Nach einem netten Gespräch, das sich mehr um andere und angenehmere Dinge dreht als die Pandemie, folge ich der Direktorin in den Garten. Ein paar Stufen hinauf folgt ein im Freien gelegener Gang, der unsere Apartments erschließt. Sie wurden in den Neunzigern auf die mittlere Terrasse des Gartens gebaut – sechs seriell konzipierte Einheiten. Auf der Rückseite sind sie nicht mit Glas, sondern mit hellgrauen Paneelen verkleidet. In der oberen Etage kragen sechs Kuben vor, die sich an die mehrere Meter hohe Sandsteinmauer zu lehnen scheinen. Um ehrlich zu sein, lehnt die alte Mauer sich eher an den Neubau, sie hat an dieser Stelle einen ordentlichen Bauch bekommen, der mich nur theoretisch unbesorgt lässt.
Gleich das erste Apartment wird meines. Es ist im schlichten Stil der Neunziger bestimmt von Sichtbeton und Glas, den Boden bedeckt rotes, frisch versiegeltes Linoleum. Die Möbel sind aus hellem, unfurnierten Multiplex (wahrscheinlich Ahorn oder Birke).
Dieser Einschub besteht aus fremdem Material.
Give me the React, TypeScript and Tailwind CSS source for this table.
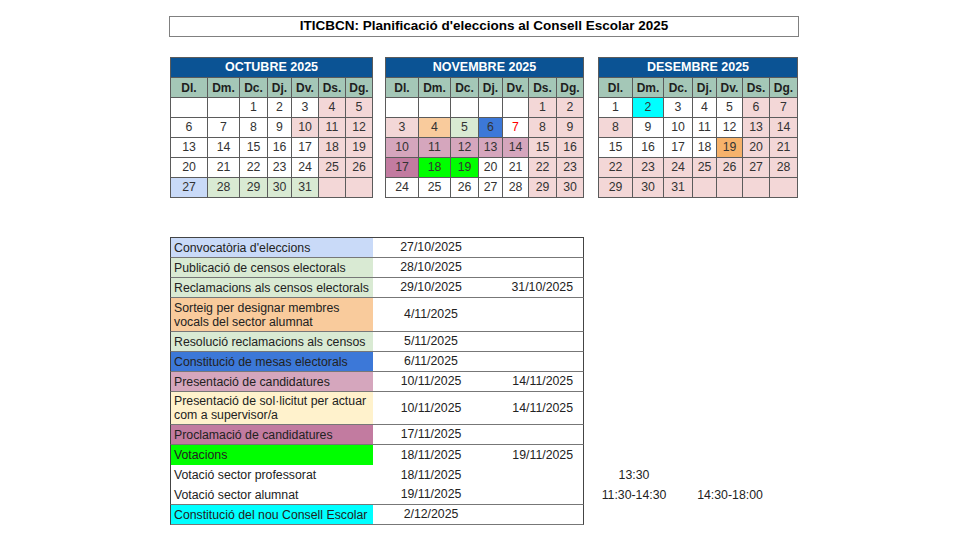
import React from 'react'

// colors taken from the spreadsheet palette
const bg: Record<string, string> = {
    w: 'bg-white',
    p: 'bg-[#f3d7d7]',
    lb: 'bg-[#c9daf8]',
    lg: 'bg-[#d9ead3]',
    o: 'bg-[#f9cb9c]',
    b: 'bg-[#3c78d8]',
    m: 'bg-[#d5a6bd]',
    d: 'bg-[#c27ba0]',
    g: 'bg-[#00ff00]',
    c: 'bg-[#00ffff]',
    or: 'bg-[#f6b26b]',
    y: 'bg-[#fff2cc]',
}

const dayNames = ['Dl.', 'Dm.', 'Dc.', 'Dj.', 'Dv.', 'Ds.', 'Dg.']

const months = [
    {
        name: 'OCTUBRE 2025',
        wrap: 'w-[203px]',
        cols: 'grid-cols-[36px_31px_27px_23px_26px_26px_26px]',
        days: `_:w _:w 1:w 2:w 3:w 4:p 5:p
               6:w 7:w 8:w 9:w 10:p 11:p 12:p
               13:w 14:w 15:w 16:w 17:w 18:p 19:p
               20:w 21:w 22:w 23:w 24:w 25:p 26:p
               27:lb 28:lg 29:lg 30:lg 31:lg _:p _:p`,
    },
    {
        name: 'NOVEMBRE 2025',
        wrap: 'ml-[12px] w-[199px]',
        cols: 'grid-cols-[32px_31px_27px_23px_25px_27px_26px]',
        days: `_:w _:w _:w _:w _:w 1:p 2:p
               3:p 4:o 5:lg 6:b 7:w:r 8:p 9:p
               10:m 11:m 12:m 13:m 14:m 15:p 16:p
               17:d 18:g 19:g 20:w 21:w 22:p 23:p
               24:w 25:w 26:w 27:w 28:w 29:p 30:p`,
    },
    {
        name: 'DESEMBRE 2025',
        wrap: 'ml-[14px] w-[200px]',
        cols: 'grid-cols-[33px_30px_28px_23px_25px_26px_27px]',
        days: `1:w 2:c 3:w 4:w 5:w 6:p 7:p
               8:p 9:w 10:w 11:w 12:w 13:p 14:p
               15:w 16:w 17:w 18:w 19:or 20:p 21:p
               22:p 23:p 24:p 25:p 26:p 27:p 28:p
               29:p 30:p 31:p _:p _:p _:p _:p`,
    },
]

const rows = [
    { label: ['Convocatòria d\'eleccions'], color: 'lb', d1: '27/10/2025', h: 'h-[20px]', line: true },
    { label: ['Publicació de censos electorals'], color: 'lg', d1: '28/10/2025', h: 'h-[20px]', line: true },
    { label: ['Reclamacions als censos electorals'], color: 'lg', d1: '29/10/2025', d2: '31/10/2025', h: 'h-[20px]', line: true },
    { label: ['Sorteig per designar membres', 'vocals del sector alumnat'], color: 'o', d1: '4/11/2025', h: 'h-[34px]', line: true },
    { label: ['Resolució reclamacions als censos'], color: 'lg', d1: '5/11/2025', h: 'h-[20px]', line: true },
    { label: ['Constitució de mesas electorals'], color: 'b', d1: '6/11/2025', h: 'h-[20px]', line: true },
    { label: ['Presentació de candidatures'], color: 'm', d1: '10/11/2025', d2: '14/11/2025', h: 'h-[20px]', line: true },
    { label: ['Presentació de sol·licitut per actuar', 'com a supervisor/a'], color: 'y', d1: '10/11/2025', d2: '14/11/2025', h: 'h-[33px]', line: true },
    { label: ['Proclamació de candidatures'], color: 'd', d1: '17/11/2025', h: 'h-[20px]', line: true },
    { label: ['Votacions'], color: 'g', d1: '18/11/2025', d2: '19/11/2025', h: 'h-[20px]', line: false },
    { label: ['Votació sector professorat'], color: 'w', d1: '18/11/2025', h: 'h-[20px]', line: false, t1: '13:30' },
    { label: ['Votació sector alumnat'], color: 'w', d1: '19/11/2025', h: 'h-[20px]', line: true, t1: '11:30-14:30', t2: '14:30-18:00' },
    { label: ['Constitució del nou Consell Escolar'], color: 'c', d1: '2/12/2025', h: 'h-[20px]', line: true },
]

function Month({ month }: { month: (typeof months)[number] }) {
    const cells = month.days.trim().split(/\s+/).map((c) => c.split(':'))
    return (
        <div className={`${month.wrap} grid ${month.cols} auto-rows-[19px] gap-px bg-[#5b5b5b] p-px`}>
            <div className="col-span-7 flex items-center justify-center bg-[#0b5394] text-[12.5px] font-bold text-white">
                {month.name}
            </div>
            {dayNames.map((d) => (
                <div key={d} className="flex items-center justify-center bg-[#a4c7b7] text-[12px] font-bold text-[#1e1e1e]">
                    {d}
                </div>
            ))}
            {cells.map(([n, c, r], i) => (
                <div
                    key={i}
                    className={`flex items-center justify-center text-[12.3px] ${bg[c]} ${r ? 'text-[#ff0000]' : 'text-[#333]'}`}
                >
                    {n === '_' ? '' : n}
                </div>
            ))}
        </div>
    )
}

export default function App() {
    return (
        <div className="h-[540px] w-[960px] overflow-hidden bg-white pt-[16px] font-['Liberation_Sans',Arial,sans-serif] text-[#222]">
            <div className="ml-[169px] flex h-[21px] w-[630px] items-center justify-center border border-[#808080] text-[13.5px] font-bold text-black">
                ITICBCN: Planificació d'eleccions al Consell Escolar 2025
            </div>

            <div className="ml-[170px] mt-[20px] flex">
                {months.map((m) => (
                    <Month key={m.name} month={m} />
                ))}
            </div>

            <div className="ml-[170px] mt-[39px]">
                <div className="h-px w-[414px] bg-[#444]" />
                {rows.map((row, i) => (
                    <div key={i} className={`flex ${row.h} text-[12.3px]`}>
                        <div className={`flex w-[414px] border-x border-[#444] ${row.line ? 'border-b border-b-[#777]' : ''}`}>
                            <div className={`flex w-[202px] flex-col justify-center pl-[3px] leading-[14px] ${bg[row.color]}`}>
                                {row.label.map((l) => (
                                    <span key={l}>{l}</span>
                                ))}
                            </div>
                            <div className="flex w-[116px] items-center justify-center">{row.d1}</div>
                            <div className="flex flex-1 items-center justify-end pr-[10px]">{row.d2}</div>
                        </div>
                        <div className="flex w-[100px] items-center justify-center">{row.t1}</div>
                        <div className="flex w-[92px] items-center justify-center">{row.t2}</div>
                    </div>
                ))}
            </div>
        </div>
    )
}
In einer Ecke führt eine dunkel mattierte, stählerne Wendeltreppe in den ersten Stock hinauf. Dort befinden sich auf einer Galerie Schlafzimmer und Bad. Es ist ein Bau aus einem Guss, architektonisch ausgewogen und geschmackvoll, dem barocken Koloss an seiner Seite durchaus angemessen.
Nach ein paar weiteren Erklärungen bleibe ich allein, stöpsele den Router ein, klappe den Koffer auf, schlüpfe aus den Schuhen. In der Glaswand befindet sich eine gläserne Tür, die ich vorerst noch nicht öffne. Ich blicke auf einen dicken Stamm, auf einen mit Splitt bestreuten Boden, eine barocke, figurenbestandene Balustrade, den unteren Rosengarten mit dem Springbrunnen, den linken Arm der Regnitz, die Fassaden der alten und viel kleineren Häuser gegenüber. Dort umkurven ein paar Radler geduldig ein Fußgängergrüppchen. Das wird meine Aussicht sein für die nächsten drei Monate, durch die Glaswand, hinter der ich noch tun kann, was ich will, wo keine Vorsicht geboten ist außer niemanden reinzulassen, wo ich sitzen und singen (im meinem Fall: schreiben) kann wie ein Vogel im Bauer des fürstlichen Gartens, und das, wenn ich will, aus voller Kehle.